Gil Kline has worked tirelessly on his soon-to-be-performed work, which is entitled Dummy. Kline ‘14, a theory & composition major, will present the story of a young adult named Jane. As a result of her dysfunctional relationships and self-proclaimed deadbeat existence, Jane decides to end her life by crashing her car into a tree. After unsuccessfully attempting to take her own life, Jane falls into a coma, slipping deep into the recesses of her own mind, where she meets her childhood imaginary friend, a boy named Dummy.
Dummy was Jane’s outlet for her frustration with her parents, a pill-popping mother and a father whose post traumatic stress disorder caused him to lash out at his daughter, both of whom referred to Jane as “dummy.” ” Jane’s defective relationship with her parents and her inability to form connections with others has imbued her with an immense need for love and belongingness, which led her to create Dummy to supplant those deep desires. While inside Jane’s mind, Dummy acts as the deuteragonist, a representation of Jane’s desires to give in, to fall deeper down the rabbit hole.
“Dummy is trying to get her to go off and play and explore her imagination, but Jane wants to relive her memories and find peace in childhood, but she can’t,” Kline said. “She’s in a limbo of ‘where do I go?’”
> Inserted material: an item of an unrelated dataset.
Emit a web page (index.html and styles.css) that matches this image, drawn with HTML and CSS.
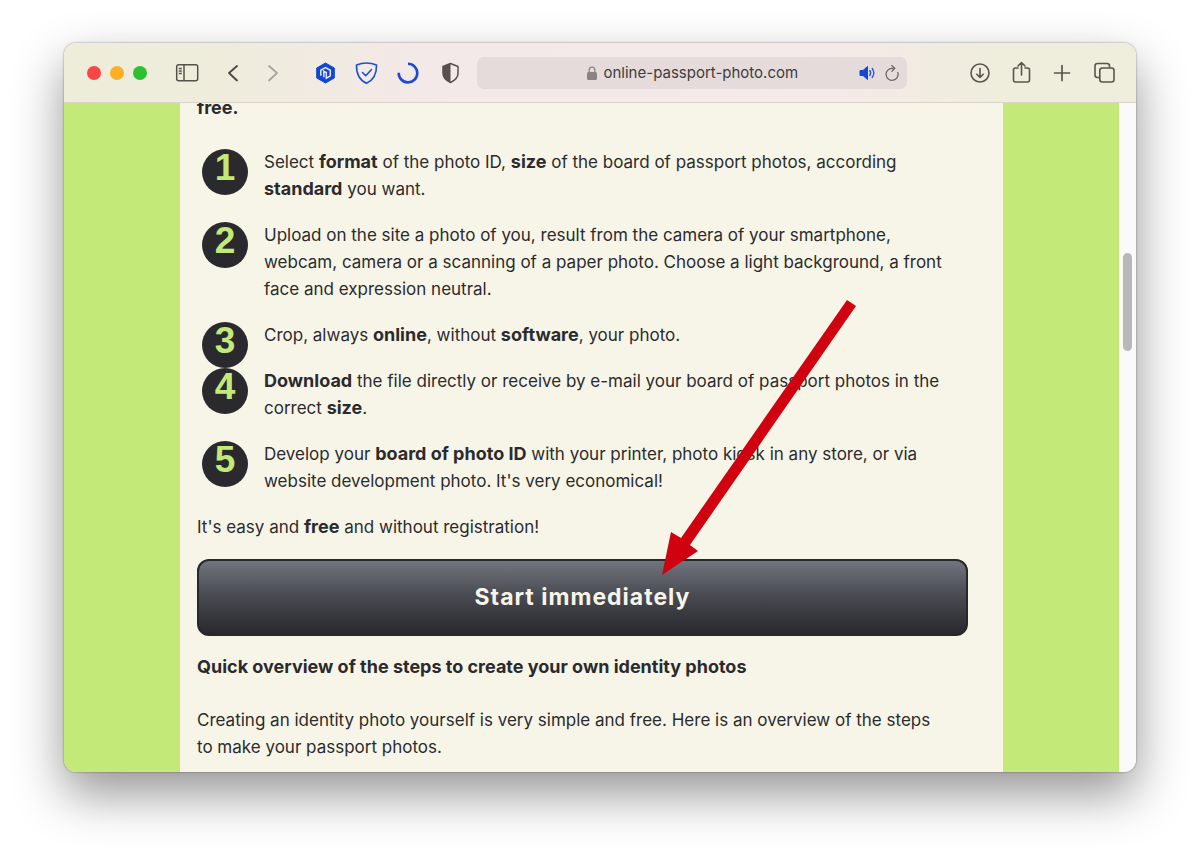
FILE: index.html
```html
<!DOCTYPE html>
<html lang="en">
<head>
<meta charset="utf-8">
<title>online-passport-photo.com</title>
<link rel="stylesheet" href="styles.css">
</head>
<body>
<div class="window">
  <header class="toolbar">
    <div class="lights">
      <button class="light light-close" aria-label="Close"></button>
      <button class="light light-min" aria-label="Minimise"></button>
      <button class="light light-zoom" aria-label="Zoom"></button>
    </div>
    <button class="tool tool-sidebar" aria-label="Sidebar">
      <svg viewBox="0 0 24 24" fill="none" stroke="#57514c" stroke-width="1.5"><rect x="1.7" y="3.7" width="21" height="16" rx="2"/><path d="M9 4v16M3.8 7.500h3M3.8 10h3M3.8 12.500h3"/></svg>
    </button>
    <div class="history">
      <button class="tool" aria-label="Back"><svg viewBox="0 0 24 24" fill="none" stroke="#4b4643" stroke-width="1.8" stroke-linecap="round" stroke-linejoin="round"><path d="M16 5l-8 7 8 7.500"/></svg></button>
      <button class="tool" aria-label="Forward"><svg viewBox="0 0 24 24" fill="none" stroke="#aba3a1" stroke-width="1.8" stroke-linecap="round" stroke-linejoin="round"><path d="M8 5l8 7-8 7.500"/></svg></button>
    </div>
    <div class="extensions">
      <button class="tool" aria-label="Hexagon extension"><svg viewBox="0 0 24 24"><path d="M11.500 2l8.800 5v10l-8.800 5-8.800-5V7z" fill="#1347d2" stroke="#1347d2" stroke-linejoin="round"/><path d="M6.800 14.800V9.300l4.700-2.700 4.800 2.700v5.500L12.300 17.100v-5.600L9.800 10.300v6" fill="none" stroke="#e4e5f5" stroke-width="1.500"/></svg></button>
      <button class="tool" aria-label="Ad blocker"><svg viewBox="0 0 24 24" fill="none" stroke="#1c4fd6" stroke-width="1.600" stroke-linecap="round" stroke-linejoin="round"><path d="M11.500 2c3.300 0 7 .8 10 2 .3 9-3 15-10 18.300C4.500 19 1.200 13 1.500 4c3-1.200 6.700-2 10-2z"/><path d="M7.500 11.500l3.200 3.200 5.600-6"/></svg></button>
      <button class="tool" aria-label="Progress extension"><svg viewBox="0 0 24 24" fill="none" stroke="#1c4bd2" stroke-width="2.600"><path d="M12 2.800a9.300 9.300 0 1 1-9.300 9"/></svg></button>
      <button class="tool" aria-label="Privacy report"><svg viewBox="0 0 24 24"><path d="M13.500 2.500l7.500 3v7c0 4-3 6.800-7.500 9-4.500-2.200-7.500-5-7.500-9v-7z" fill="none" stroke="#57504e" stroke-width="1.500" stroke-linejoin="round"/><path d="M13.500 2.500l-7.500 3v7c0 4 3 6.800 7.500 9z" fill="#57504e"/></svg></button>
    </div>
    <div class="address">
      <div class="site">
        <svg class="lock" viewBox="0 0 10 14"><rect y="6" width="10" height="8" rx="1.500" fill="#8b8382"/><path d="M2.200 7V4a2.800 2.800 0 0 1 5.600 0v3" fill="none" stroke="#8b8382" stroke-width="1.300"/></svg>
        <input class="url" type="text" aria-label="Address" value="online-passport-photo.com">
      </div>
      <div class="address-actions">
        <button class="mini" aria-label="Mute tab"><svg viewBox="0 0 18 16"><path d="M1 5.500h3L8.500 1.500v13L4 10.500H1z" fill="#1548d8" stroke="#1548d8" stroke-linejoin="round"/><path d="M10.800 5.500q1.800 2.500 0 5M13.200 3.500q3.300 4.500 0 9" fill="none" stroke="#1f51d8" stroke-width="1.300" stroke-linecap="round"/></svg></button>
        <button class="mini" aria-label="Reload"><svg viewBox="0 0 18 16" fill="none" stroke="#716a69" stroke-width="1.300" stroke-linecap="round" stroke-linejoin="round"><path d="M14.800 7.500A6 6 0 1 1 9 3.300h2.800M8.700.500l3.100 2.800-2.800 2.900"/></svg></button>
      </div>
    </div>
    <div class="actions">
      <button class="tool" aria-label="Downloads"><svg viewBox="0 0 24 24" fill="none" stroke="#5b554e" stroke-width="1.600" stroke-linecap="round" stroke-linejoin="round"><circle cx="12" cy="12" r="9"/><path d="M12 7.500v9M8.800 13.300l3.200 3.200 3.200-3.200"/></svg></button>
      <button class="tool" aria-label="Share"><svg viewBox="0 0 24 24" fill="none" stroke="#5b554e" stroke-width="1.600" stroke-linecap="round" stroke-linejoin="round"><path d="M9 7H6.500A2 2 0 0 0 4.500 9v10a2 2 0 0 0 2 2h12a2 2 0 0 0 2-2V9a2 2 0 0 0-2-2H16M12.500 14V1.500M9 5l3.500-3.500L16 5"/></svg></button>
      <button class="tool" aria-label="New tab"><svg viewBox="0 0 24 24" fill="none" stroke="#5b554e" stroke-width="1.700" stroke-linecap="round"><path d="M12 4.500v15M4.500 12h15"/></svg></button>
      <button class="tool" aria-label="Tab overview"><svg viewBox="0 0 24 24" fill="none" stroke="#5b554e" stroke-width="1.600" stroke-linejoin="round"><rect x="8.800" y="7" width="14.200" height="14" rx="2.500"/><path d="M8.500 16.500H6.500a2.500 2.500 0 0 1-2.500-2.500V5a2.500 2.500 0 0 1 2.500-2.500h9.500a2.500 2.500 0 0 1 2.500 2.500v1.500"/></svg></button>
    </div>
  </header>
  <div class="viewport">
    <div class="page">
      <main class="content">
        <p class="intro"><strong>free.</strong></p>
        <ol class="steps">
          <li class="step"><span class="badge">1</span><p class="step-text">Select <strong>format</strong> of the photo ID, <strong>size</strong> of the board of passport photos, according <strong>standard</strong> you want.</p></li>
          <li class="step"><span class="badge">2</span><p class="step-text">Upload on the site a photo of you, result from the camera of your smartphone, webcam, camera or a scanning of a paper photo. Choose a light background, a front face and expression neutral.</p></li>
          <li class="step"><span class="badge">3</span><p class="step-text">Crop, always <strong>online</strong>, without <strong>software</strong>, your photo.</p></li>
          <li class="step"><span class="badge">4</span><p class="step-text"><strong>Download</strong> the file directly or receive by e-mail your board of passport photos in the correct <strong>size</strong>.</p></li>
          <li class="step"><span class="badge">5</span><p class="step-text">Develop your <strong>board of photo ID</strong> with your printer, photo kiosk in any store, or via website development photo. It's very economical!</p></li>
        </ol>
        <p class="note">It's easy and <strong>free</strong> and without registration!</p>
        <button class="start">Start immediately</button>
        <h2 class="overview-title">Quick overview of the steps to create your own identity photos</h2>
        <p class="overview">Creating an identity photo yourself is very simple and free. Here is an overview of the steps to make your passport photos.</p>
        <svg class="arrow" viewBox="0 0 200 280" aria-hidden="true"><path d="M187 2l9 6L30 247l8 6L2 277l9-43 10 6z" fill="#d0020f"/></svg>
      </main>
    </div>
    <div class="scrollbar"><div class="thumb"></div></div>
  </div>
</div>
</body>
</html>
```
FILE: styles.css
```css
* {
  box-sizing: border-box;
}

body {
  margin: 0;
  min-height: 100vh;
  display: flex;
  padding: 43px 64px 85px;
  background: #fff;
  color: #2b2b2d;
  font: 17px/27px Inter, "Liberation Sans", sans-serif;
}

p,
h2,
ol {
  margin: 0;
  padding: 0;
}

button {
  margin: 0;
  padding: 0;
  border: 0;
  background: none;
  font: inherit;
}

svg {
  display: block;
}

strong {
  font-size: 18px;
  line-height: 1;
}

.window {
  flex: 1;
  min-width: 0;
  display: flex;
  flex-direction: column;
  overflow: hidden;
  border-radius: 12px;
  box-shadow: 0 0 2px rgba(0, 0, 0, 0.5), 0 22px 50px rgba(0, 0, 0, 0.42);
}

.toolbar {
  display: flex;
  align-items: center;
  height: 60px;
  padding: 0 21px 0 23px;
  border-bottom: 1px solid #d9d3cc;
  background: linear-gradient(90deg, #eeedd9 0%, #efecdc 15%, #f3e9e8 33%, #f4eae8 72%, #efeddd 86%, #efeddb 100%);
}

.lights {
  display: flex;
  gap: 9px;
}

.light {
  width: 14px;
  height: 14px;
  border-radius: 50%;
}

.light-close {
  background: #fc4645;
}

.light-min {
  background: #fcb02a;
}

.light-zoom {
  background: #2bc131;
}

.tool,
.tool svg {
  width: 24px;
  height: 24px;
}

.tool-sidebar {
  margin: 0 22px 0 28px;
}

.history {
  display: flex;
  gap: 16px;
}

.extensions {
  display: flex;
  gap: 17px;
  margin: 0 16px 0 29px;
}

.address {
  flex: 1;
  display: grid;
  grid-template-columns: 1fr auto 1fr;
  align-items: center;
  height: 32px;
  padding: 0 6px;
  border-radius: 7px;
  background: #e5dbdb;
}

.site {
  grid-column: 2;
  display: flex;
  align-items: center;
  gap: 7px;
}

.lock {
  width: 10px;
  height: 14px;
}

.url {
  width: 194px;
  padding: 0;
  border: 0;
  background: none;
  color: #403b3c;
  font: 15px/20px Inter, "Liberation Sans", sans-serif;
}

.address-actions {
  display: flex;
  justify-content: flex-end;
  gap: 6px;
}

.mini,
.mini svg {
  width: 18px;
  height: 16px;
}

.actions {
  display: flex;
  gap: 17px;
  margin-left: 61px;
}

.viewport {
  flex: 1;
  display: flex;
  min-height: 0;
  overflow: hidden;
}

.page {
  flex: 1;
  display: flex;
  padding: 0 116px;
  background: #c3ea79;
}

/* The page is scrolled a little, so its first line is cut by the toolbar. */
.content {
  flex: 1;
  position: relative;
  margin-top: -8px;
  padding: 0 35px 0 17px;
  background: #f7f5e8;
}

.intro {
  margin-bottom: 27px;
}

.steps {
  padding-left: 5px;
  list-style: none;
}

.step {
  display: flex;
  gap: 16px;
}

.badge {
  flex: none;
  width: 46px;
  height: 46px;
  border-radius: 50%;
  background: #2a2a2e;
  color: #c3ea79;
  font: bold 37px/38px "Liberation Sans", Arial, sans-serif;
  text-align: center;
}

.step-text {
  padding-bottom: 19px;
}

.start {
  display: block;
  width: 100%;
  margin: 18px 0 17px;
  padding: 23px 0;
  border: 2px solid #28282c;
  border-radius: 12px;
  background: linear-gradient(#71757d, #4a4c53 45%, #28282d);
  color: #f7f5e8;
  font-size: 23px;
  font-weight: 700;
  letter-spacing: 1px;
}

.overview-title {
  margin-bottom: 27px;
  font-size: 18px;
  font-weight: 700;
}

.overview {
  padding-right: 20px;
}

.arrow {
  position: absolute;
  top: 203px;
  left: 480px;
  width: 200px;
  height: 280px;
  pointer-events: none;
}

.scrollbar {
  width: 17px;
  padding: 150px 4px 0;
  background: #fafafa;
}

.thumb {
  height: 98px;
  border-radius: 5px;
  background: #b8b8b8;
}
```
Although Dummy continuously tries to entrance Jane deeper and deeper into a land of imagination and play, Jane realizes that she has to deal with real life. “Even though she’s had these terrible experiences … she has to try to go back and fix it, make connections with real people and not just those inside her head.”
The opera promises to portray genuine, sweet emotion, elements of comedy, and reveal relationships that continue to grow, even when out of sight and mind.
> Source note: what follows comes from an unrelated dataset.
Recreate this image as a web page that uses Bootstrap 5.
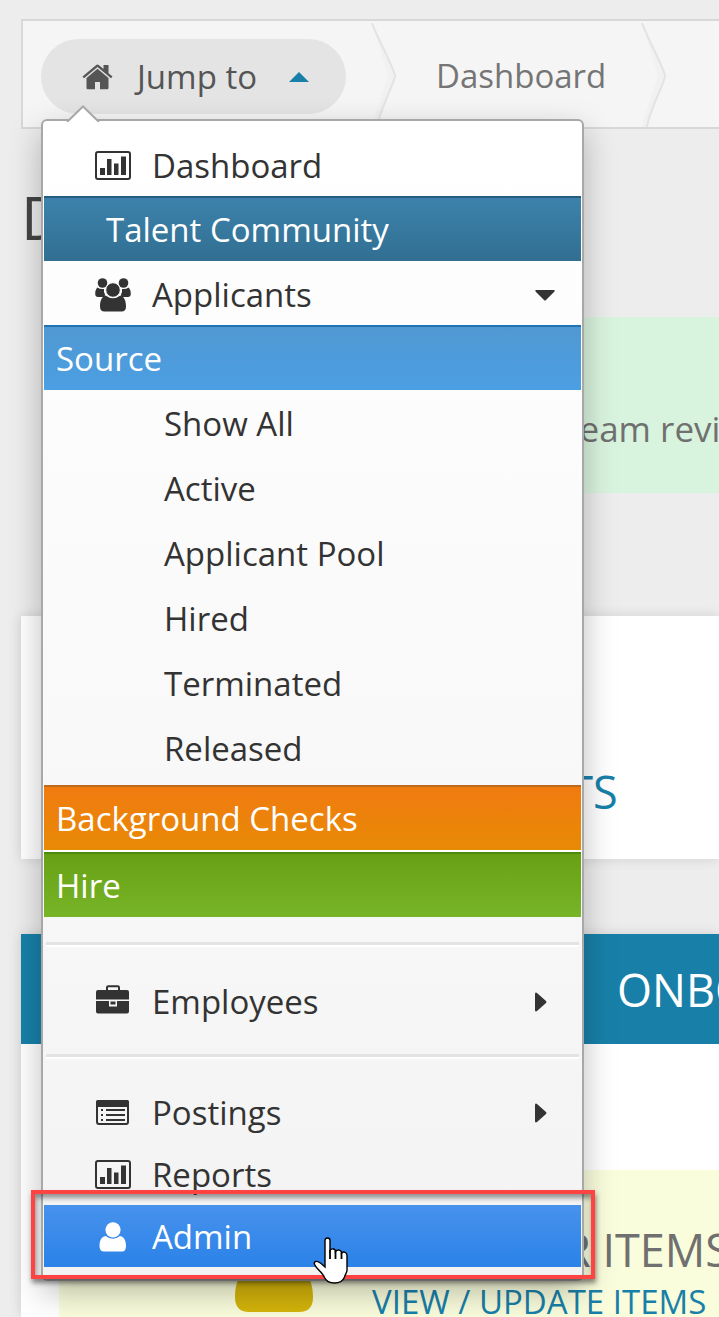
<!DOCTYPE html>
<html lang="en">
<head>
<meta charset="utf-8">
<meta name="viewport" content="width=device-width, initial-scale=1">
<title>Dashboard</title>
<link href="https://cdn.jsdelivr.net/npm/bootstrap@5.3.0/dist/css/bootstrap.min.css" rel="stylesheet">
<style>
  body { background: #ededed; font-family: "Open Sans", sans-serif; font-size: 33px; line-height: 46px; color: #707070; }
  svg { display: block; flex: none; }
  .page { min-height: 100vh; padding: 19px 0 0 21px; overflow: hidden; }

  /* breadcrumb bar */
  .crumbs { height: 110px; background: #f5f5f5; border: 2px solid #d8d8d8; border-right: 0; padding-left: 18px; }
  .crumb-link { color: #757575; text-decoration: none; margin: 0 35px 0 37px; }
  .jump { margin-top: 18px; margin-right: 25px; height: 75px; }
  .jump-btn { width: 305px; height: 75px; padding: 0 37px 0 41px; border: 0; border-radius: 38px; background: #e4e4e4; color: #555; }
  .jump-btn span { margin-left: 24px; }

  /* jump menu */
  .jump-menu { top: 80px; left: 0; width: 543px; padding: 13px 1px 12px; border: 2px solid #a8a8a8; border-radius: 6px;
    background: linear-gradient(#fff, #f3f3f3); box-shadow: 0 12px 32px rgba(0,0,0,.26); z-index: 10; }
  .notch { top: -16px; left: 23px; }
  .jump-menu ul { list-style: none; margin: 0; padding: 0; }
  .entry { display: flex; align-items: center; width: 100%; height: 62px; padding: 1px 26px 0 51px; border: 0; background: none;
    color: #333; text-decoration: none; text-align: left; }
  .entry .label-text { margin-left: 21px; flex: 1; }
  .entry-tall { height: 64px; padding-top: 4px; }
  .band { display: flex; align-items: center; height: 65px; padding: 0 12px; border-top: 2px solid; color: #fff; text-decoration: none; }
  .band-talent { padding-left: 62px; background: linear-gradient(#3d82ab, #316f92); border-color: #265d7e; }
  .band-source { background: linear-gradient(#5198d2, #4b9fe3); border-color: #2273b5; }
  .band-checks { background: linear-gradient(#f07b10, #e88a05); border-color: #bd6a1c; }
  .band-hire { background: linear-gradient(#68a014, #78b528); border-color: #4f8a0c; }
  .gap-line { height: 2px; background: #fff; }
  .jump-menu .statuses { padding: 1px 0 4px; }
  .statuses a { display: flex; align-items: center; height: 65px; padding-left: 120px; color: #333; text-decoration: none; }
  .rule { height: 5px; margin: 22px 2px; border: 0; border-top: 3px solid #e3e3e3; background: #fff; opacity: 1; }
  .rule-first { margin-top: 25px; margin-bottom: 23px; }
  .entry-on { color: #fff; background: linear-gradient(#4792ec, #2b82e8); }
  .callout-box { inset: -15px -14px -12px -13px; border: 4px solid #ff4343; box-shadow: 1px 4px 5px rgba(0,0,0,.45), inset 1px 4px 5px rgba(0,0,0,.4); pointer-events: none; }
  .hand { left: 269px; top: 32px; pointer-events: none; }

  /* page content */
  h1 { font-size: 60px; line-height: 60px; font-weight: 400; color: #444; margin: 58px 0 70px 0; }
  .notice { margin-left: 38px; padding: 88px 0 40px 508px; background: #d9f4de; font-size: 35px; line-height: 48px; }
  .tile { background: #fff; box-shadow: 0 0 12px rgba(0,0,0,.12); margin-top: 123px; padding: 146px 0 37px 338px; }
  .big-text { font-size: 45px; line-height: 60px; }
  .teal-text { color: #1880a8; text-decoration: none; }
  .onboard { margin-top: 75px; background: #fff; box-shadow: 0 0 12px rgba(0,0,0,.12); }
  .onboard-head { height: 110px; margin: 0; padding: 2px 0 0 596px; background: #1880a8; color: #fff; font-weight: 400; }
  .onboard-body { padding: 126px 0 0 38px; }
  .todo { background: #fafddc; padding-left: 176px; }
  .todo-text { margin-left: 59px; padding-top: 50px; }
  .todo-text p { margin: 0 0 7px 73px; }
  .todo-text a { display: block; line-height: 30px; }
</style>
</head>
<body>
<div class="page">
  <nav class="crumbs d-flex align-items-start" aria-label="Breadcrumb">
    <div class="jump position-relative">
      <button class="jump-btn d-flex align-items-center" type="button" aria-expanded="true">
        <svg width="31" height="26" viewBox="0 0 31 26" fill="#555"><path d="M15.500 4.800 4.500 14V24Q4.500 25.300 5.800 25.300H13V18H18V25.300H25.200Q26.500 25.300 26.500 24V14z"/><path d="M30.500 12.600 26.500 9.200V1H21.500V5L17 1.200Q15.500 0 14 1.200L.5 12.600 2 14.300 15.500 3.100 29 14.300z"/></svg>
        <span>Jump to</span>
        <svg class="ms-auto" width="20" height="10" viewBox="0 0 20 10"><path d="M0 10 10 0 20 10z" fill="#1880a8"/></svg>
      </button>
      <div class="jump-menu position-absolute">
        <svg class="notch position-absolute" width="34" height="17" viewBox="0 0 34 17"><path d="M1 17 17 1 33 17z" fill="#fff"/><path d="M1 17 17 1.500 33 17" fill="none" stroke="#a8a8a8" stroke-width="2"/></svg>
        <ul>
          <li><a class="entry" href="#dashboard">
            <svg width="36" height="29" viewBox="0 0 36 29"><rect x="1" y="1" width="34" height="27" rx="2" fill="none" stroke="#333" stroke-width="2"/><path d="M5 17h5v7H5zM12 8h4.500v16H12zM19 12.500h4.500V24H19zM26 5.500h5V24H26z" fill="#333"/></svg>
            <span class="label-text">Dashboard</span></a></li>
          <li><a class="band band-talent" href="#talent">Talent Community</a></li>
          <li><button class="entry entry-tall" type="button" aria-expanded="true">
            <svg width="36" height="34" viewBox="0 0 36 34" fill="#333"><circle cx="7.500" cy="5" r="4.800"/><circle cx="28.500" cy="5" r="4.800"/><path d="M2.500 9.500C.5 11 0 14 .3 17Q.6 19 3 19H9Q11 17.500 9 14V11Q5 11.500 2.500 9.500zM33.500 9.500c2 1.500 2.500 4.500 2.200 7.500Q35.400 19 33 19H27q-2-1.500 0-5V11q4 .5 6.500-1.500z"/><path d="M10.500 17.500C6.500 19 5 23 5 28.500Q5 33.500 9.500 33.500H26.500Q31 33.500 31 28.500C31 23 29.500 19 25.500 17.500Q18 23 10.500 17.500z"/><circle cx="18" cy="12" r="7.300" stroke="#fff"/></svg>
            <span class="label-text">Applicants</span>
            <svg width="20" height="11" viewBox="0 0 20 11"><path d="M1 0H19Q20.500 .5 19 2L11 10Q10 11 9 10L1 2Q-.5 .5 1 0z" fill="#333"/></svg></button></li>
          <li><a class="band band-source" href="#source">Source</a>
            <ul class="statuses">
              <li><a href="#all">Show All</a></li>
              <li><a href="#active">Active</a></li>
              <li><a href="#pool">Applicant Pool</a></li>
              <li><a href="#hired">Hired</a></li>
              <li><a href="#terminated">Terminated</a></li>
              <li><a href="#released">Released</a></li>
            </ul></li>
          <li><a class="band band-checks" href="#checks">Background Checks</a></li>
          <li class="gap-line" aria-hidden="true"></li>
          <li><a class="band band-hire" href="#hire">Hire</a></li>
        </ul>
        <hr class="rule rule-first">
        <button class="entry" type="button">
          <svg class="mb-1" width="36" height="29" viewBox="0 0 36 29"><path d="M12 6V2.500Q12 1.200 13.200 1.200H22.800Q24 1.200 24 2.500V6" fill="none" stroke="#333" stroke-width="2"/><path d="M1 14.500V7Q1 5 3 5H32Q34 5 34 7V14.500zM1 16H14V21.500H22V16H34V26.500Q34 28.500 32 28.500H3Q1 28.500 1 26.500zM15.500 16.500h5v3h-5z" fill="#333"/></svg>
          <span class="label-text">Employees</span>
          <svg class="me-2" width="12" height="20" viewBox="0 0 12 20"><path d="M0 1.500Q.5 0 2 1L11 9Q12 10 11 11L2 19Q.5 20 0 18.500z" fill="#333"/></svg>
        </button>
        <hr class="rule">
        <button class="entry" type="button">
          <svg width="36" height="27" viewBox="0 0 36 27"><rect x="2" y="2" width="31" height="23" rx="2" fill="none" stroke="#333" stroke-width="2"/><path d="M1 8V3Q1 1 3 1H32Q34 1 34 3V8zM6 10h2v2H6zM6 15h2v2H6zM6 20h2v2H6zM11 10H30v2H11zM11 15H30v2H11zM11 20H30v2H11z" fill="#333"/></svg>
          <span class="label-text">Postings</span>
          <svg class="me-2" width="12" height="20" viewBox="0 0 12 20"><path d="M0 1.500Q.5 0 2 1L11 9Q12 10 11 11L2 19Q.5 20 0 18.500z" fill="#333"/></svg>
        </button>
        <a class="entry" href="#reports">
          <svg width="36" height="29" viewBox="0 0 36 29"><rect x="1" y="1" width="34" height="27" rx="2" fill="none" stroke="#333" stroke-width="2"/><path d="M5 17h5v7H5zM12 8h4.500v16H12zM19 12.500h4.500V24H19zM26 5.500h5V24H26z" fill="#333"/></svg>
          <span class="label-text">Reports</span></a>
        <div class="position-relative">
          <a class="entry entry-on" href="#admin">
            <svg width="36" height="30" viewBox="0 0 36 30" fill="#fff"><path d="M10.500 14C6 15 4.500 19 4.500 24Q4.500 29.500 9 29.500H27Q31 29.500 31 24C31 19 29.500 15 25 14Q18 19.500 10.500 14z"/><circle cx="18" cy="7.800" r="7.600"/></svg>
            <span class="label-text">Admin</span></a>
          <div class="callout-box position-absolute"></div>
          <svg class="hand position-absolute" width="37" height="48" viewBox="0 0 37 48"><path d="M12 3.500C12 .2 17 .2 17 3.500V13.500C18.500 11 22.500 11.500 22.500 14.500 24.500 12 28.500 13 28.500 16 31 14 34 15.500 34 18.500V33C34 36 32 37.500 31.500 40 30 44 27 46 21.500 46S13 44 11.500 40.500C10 36.500 6.500 34 3.500 30.500 1 27 .5 25.500 2.500 24.500 6 23.500 9 27.500 12 30z" fill="#fff" stroke="#000" stroke-width="1.400"/><path d="M17 13V22M22.500 14V22M28.500 16V22" stroke="#000" stroke-width="1.800"/></svg>
        </div>
      </div>
    </div>
    <svg width="28" height="106" viewBox="0 0 28 106"><path d="M1 2 24 55 5 106H0L17 55z" fill="#f1f1f1"/><path d="M1 2C4 12 24 49 24 55S8 90 6 106" fill="none" stroke="#e3e3e3" stroke-width="2"/></svg>
    <a class="crumb-link align-self-start mt-4 py-2" href="#dashboard">Dashboard</a>
    <svg width="28" height="106" viewBox="0 0 28 106"><path d="M1 2 24 55 5 106H0L17 55z" fill="#f1f1f1"/><path d="M1 2C4 12 24 49 24 55S8 90 6 106" fill="none" stroke="#e3e3e3" stroke-width="2"/></svg>
  </nav>

  <main>
    <h1>Dashboard</h1>
    <div class="notice text-nowrap overflow-hidden">team review</div>
    <section class="tile"><a class="big-text teal-text" href="#applicants">APPLICANTS</a></section>
    <section class="onboard">
      <h2 class="onboard-head big-text d-flex align-items-center overflow-hidden">ONBOARDING</h2>
      <div class="onboard-body">
        <div class="todo d-flex align-items-end text-nowrap overflow-hidden">
          <svg class="mb-1" width="78" height="90" viewBox="0 0 78 90" fill="#d4b40a"><circle cx="39" cy="22" r="21"/><path d="M20 42C5 46 0 60 0 74Q0 89 14 89H64Q78 89 78 74C78 60 73 46 58 42Q39 56 20 42z"/></svg>
          <div class="todo-text">
            <p class="big-text">OTHER ITEMS</p>
            <a class="teal-text" href="#items">VIEW / UPDATE ITEMS</a>
          </div>
        </div>
      </div>
    </section>
  </main>
</div>
<script src="https://cdn.jsdelivr.net/npm/bootstrap@5.3.0/dist/js/bootstrap.bundle.min.js"></script>
</body>
</html>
Kline hopes to do this through his expressive music and of course the opera’s actors, singers, and the librettist, to name a few. Professor James Sheehan wrote the libretto for the Opera. “He would take all the raw information and ideas and turn them into a nice story that flowed, had depth, was poetic,” Kline said. “He came up with many of the story ideas and he put in a lot of little details; [he] created unity.”
Kline’s advisor and senior project instructor, Associate Professor Kendall Kennison, also has had a hand in moving the production forward. “We’re going to have a pretty strong team putting on this piece,” Kennison said. “We are assembling a cast that will be primarily students, a labor of love on their part, because there is no recording, nothing to compare to, it is essentially breaking new ground.”
Goucher is great for many reasons, but one not to be overlooked is the immense effort the faculty and staff put in to give composers voice and venue to perform original works. “To say that I appreciate the work that Kendall has put in to this project, and the work I’ve done before, is an understatement,” Kline said.
The opera will be on March 6 and 7 in Merrick.
“Everyone in this project is going to work really hard to make this happen, nothing would make us happier to than have an audience to perform our art for.”